I couldn’t connect with any if the interpersonal relationships, the exception being Indir and her sisters. But friendships and romances always felt shallow to me. I was told that Saya felt like she was becoming a part of Ruta and Kinet’s family, but I couldn’t feel it. The same goes for Indir and [redacted]. I felt no chemistry between Indir and her chosen.
The writing, too, was a little rough on almost a structural level (I’m not sure that’s the right term). The way the sentences connected felt choppy. I read a paragraph where 7/9 sentences started with “It”, and not in an intentional way. The writing just didn’t flow at times.
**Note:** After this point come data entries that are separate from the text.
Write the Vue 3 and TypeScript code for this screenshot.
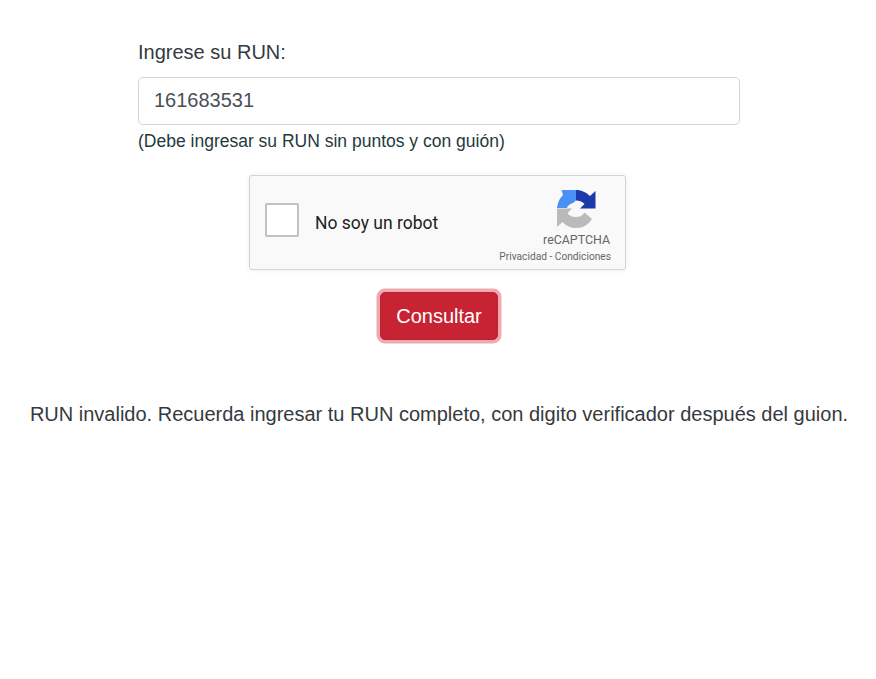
<template>
  <main class="page">
    <form class="run-form" @submit.prevent>
      <label class="run-label" for="run">Ingrese su RUN:</label>
      <input id="run" v-model="run" class="run-input" type="text" />
      <small class="run-hint">(Debe ingresar su RUN sin puntos y con guión)</small>

      <div class="captcha">
        <span class="captcha-box"></span>
        <span class="captcha-text">No soy un robot</span>
        <div class="captcha-brand">
          <svg class="captcha-logo" viewBox="0 0 48 48" width="48" height="48">
            <path fill="#4a90f5" d="M5 23 C5.500 17.500 7.500 13.500 11 10 L9.500 5 L24 5 L24 15.500 L21 18 C18 19 15.500 20.500 15 23 Z" />
            <path fill="#1c3aa9" d="M24 5 C30 5 34 7.500 38 11 L43.500 6 L43.500 23.500 L28 23.500 L32.500 19 C30.500 17 28 15.500 24 15.500 Z" />
            <path fill="#bababa" d="M5 23.500 L20 23.500 L15.500 28 C17 30.500 20 32 24 32 C28 32 30.500 30.500 32.500 27.500 L40 34 C36 40 31 43 24 43 C19 43 14 41 10.500 37 L5 42 Z" />
          </svg>
          <span class="captcha-name">reCAPTCHA</span>
          <span class="captcha-links">Privacidad - Condiciones</span>
        </div>
      </div>

      <button class="submit" type="submit">Consultar</button>
    </form>

    <p class="message">RUN invalido. Recuerda ingresar tu RUN completo, con digito verificador después del guion.</p>
  </main>
</template>

<script setup lang="ts">
import { ref } from 'vue';

const run = ref('161683531');
</script>

<style>
body {
  background: #fff;
}
</style>

<style scoped>
.page {
  font-family: "Liberation Sans", Arial, sans-serif;
  color: #343a40;
  padding-top: 40px;
}
.run-form {
  width: 602px;
  margin: 0 auto;
  transform: translateX(1px);
  display: flex;
  flex-direction: column;
}
.run-label {
  font-size: 20px;
  line-height: 24px;
  margin-bottom: 13px;
}
.run-input {
  box-sizing: border-box;
  width: 100%;
  height: 48px;
  padding: 0 15px 2px;
  font: 20px "Liberation Sans", Arial, sans-serif;
  color: #495057;
  background: #fff;
  border: 1px solid #ced4da;
  border-radius: 5px;
  outline: none;
}
.run-hint {
  font-size: 17.5px;
  line-height: 21px;
  margin-top: 6px;
  color: #1f3a3d;
}
.captcha {
  box-sizing: border-box;
  align-self: center;
  width: 377px;
  height: 95px;
  margin-top: 23px;
  margin-left: -3px;
  display: flex;
  align-items: center;
  padding-left: 15px;
  background: #f9f9f9;
  border: 1px solid #d3d3d3;
  border-radius: 3px;
  box-shadow: 0 0 5px rgba(0, 0, 0, 0.08);
  font-family: Roboto, "Liberation Sans", sans-serif;
}
.captcha-box {
  box-sizing: border-box;
  flex: none;
  align-self: flex-start;
  width: 34px;
  height: 34px;
  margin-top: 27px;
  background: #fff;
  border: 2px solid #c1c1c1;
  border-radius: 2px;
}
.captcha-text {
  margin-left: 16px;
  font-size: 17.5px;
  color: #222;
}
.captcha-brand {
  margin-left: auto;
  margin-right: 14px;
  align-self: flex-start;
  padding-top: 9px;
  display: flex;
  flex-direction: column;
  align-items: flex-end;
  color: #666;
}
.captcha-logo {
  margin-right: 11px;
}
.captcha-name {
  font-size: 12.4px;
  line-height: 14px;
  margin-right: 1px;
}
.captcha-links {
  font-size: 10.2px;
  line-height: 12px;
  margin-top: 4px;
  white-space: nowrap;
}
.submit {
  box-sizing: border-box;
  align-self: center;
  width: 118px;
  height: 48px;
  margin-top: 22px;
  font: 20px "Liberation Sans", Arial, sans-serif;
  color: #fff;
  background: #c82333;
  border: 1px solid #bd2130;
  border-radius: 5px;
  box-shadow: 0 0 0 3.5px rgba(225, 83, 97, 0.5);
}
.message {
  margin: 62px 0 0;
  text-align: center;
  font-size: 20px;
  line-height: 24px;
  padding-left: 2px;
}
</style>
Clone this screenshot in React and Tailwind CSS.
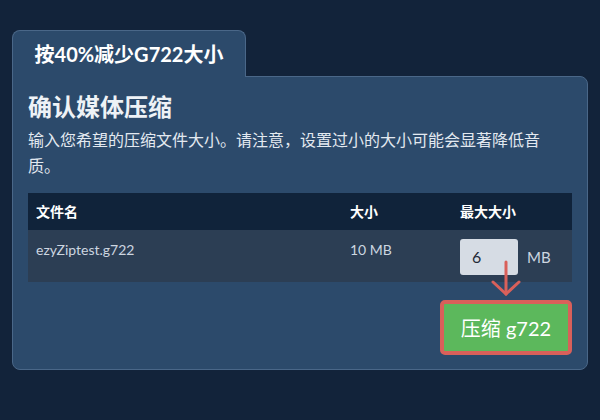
export default function App() {
  return (
    <div
      className="relative min-h-[420px] bg-[#12233a] px-3 pt-[30px]"
      style={{ fontFamily: '"Lato", "Noto Sans CJK SC", sans-serif' }}
    >
      {/* tab */}
      <div className="relative z-10 -mb-px flex h-[47px] w-[234px] items-center justify-center rounded-t-lg border border-b-0 border-[#4a6788] bg-[#2c4a6b]">
        <span className="text-[20px] font-bold text-white">按40%减少G722大小</span>
      </div>

      {/* panel */}
      <div className="rounded-tr-lg rounded-b-lg border border-[#4a6788] bg-[#2c4a6b] px-[15px] pt-[14px] pb-[14px]">
        <h2 className="text-[24px] leading-[32px] font-bold text-[#eef2f6]">确认媒体压缩</h2>
        <p className="mt-1 pr-4 text-[16px] leading-[26px] text-[#e3e9f0]">
          输入您希望的压缩文件大小。请注意，设置过小的大小可能会显著降低音质。
        </p>

        <table className="mt-[14px] w-full border-collapse text-[14px]">
          <thead>
            <tr className="h-[37px] bg-[#10233a] text-left text-white">
              <th className="w-[314px] px-2 font-bold">文件名</th>
              <th className="w-[110px] px-2 font-bold">大小</th>
              <th className="px-2 font-bold">最大大小</th>
            </tr>
          </thead>
          <tbody>
            <tr className="h-[52px] bg-[#2c3e54] align-top text-[#cdd6e0]">
              <td className="px-2 pt-[9px]">ezyZiptest.g722</td>
              <td className="px-2 pt-[9px]">10 MB</td>
              <td className="px-2 pt-[9px] pb-[7px]">
                <div className="flex items-center gap-[9px]">
                  <div className="flex h-[36px] w-[58px] items-center rounded-[3px] bg-[#d6dce4] pl-3 text-[16px] text-[#1f2937]">
                    6
                  </div>
                  <span className="text-[15px] text-[#cdd6e0]">MB</span>
                </div>
              </td>
            </tr>
          </tbody>
        </table>

        <div className="mt-[18px] flex justify-end">
          <button className="h-[55px] w-[132px] rounded-[5px] border-4 border-[#d9605a] bg-[#5cb85c] text-[20px] text-white">
            压缩 g722
          </button>
        </div>
      </div>

      {/* annotation arrow */}
      <svg
        className="absolute left-[488px] top-[258px]"
        width="36"
        height="42"
        viewBox="0 0 36 42"
        fill="none"
        stroke="#d9605a"
        strokeWidth="3"
        strokeLinecap="round"
      >
        <line x1="18" y1="4" x2="18" y2="36" />
        <polyline points="5,24 18,36 31,24" />
      </svg>
    </div>
  );
}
This is a story and a book that had so much potential, the execution just wasn’t where I wanted it to be. I’m honestly not sure whether or not I will continue with the series. I’m interested in the premise and general plot, and I admit the big twist did catch me by surprise, but I’m not invested in the characters or writing. I feel some curiosity towards where the plot will go next, but I dont think I will be motivated enough to pick up book 2 when it releases in a year.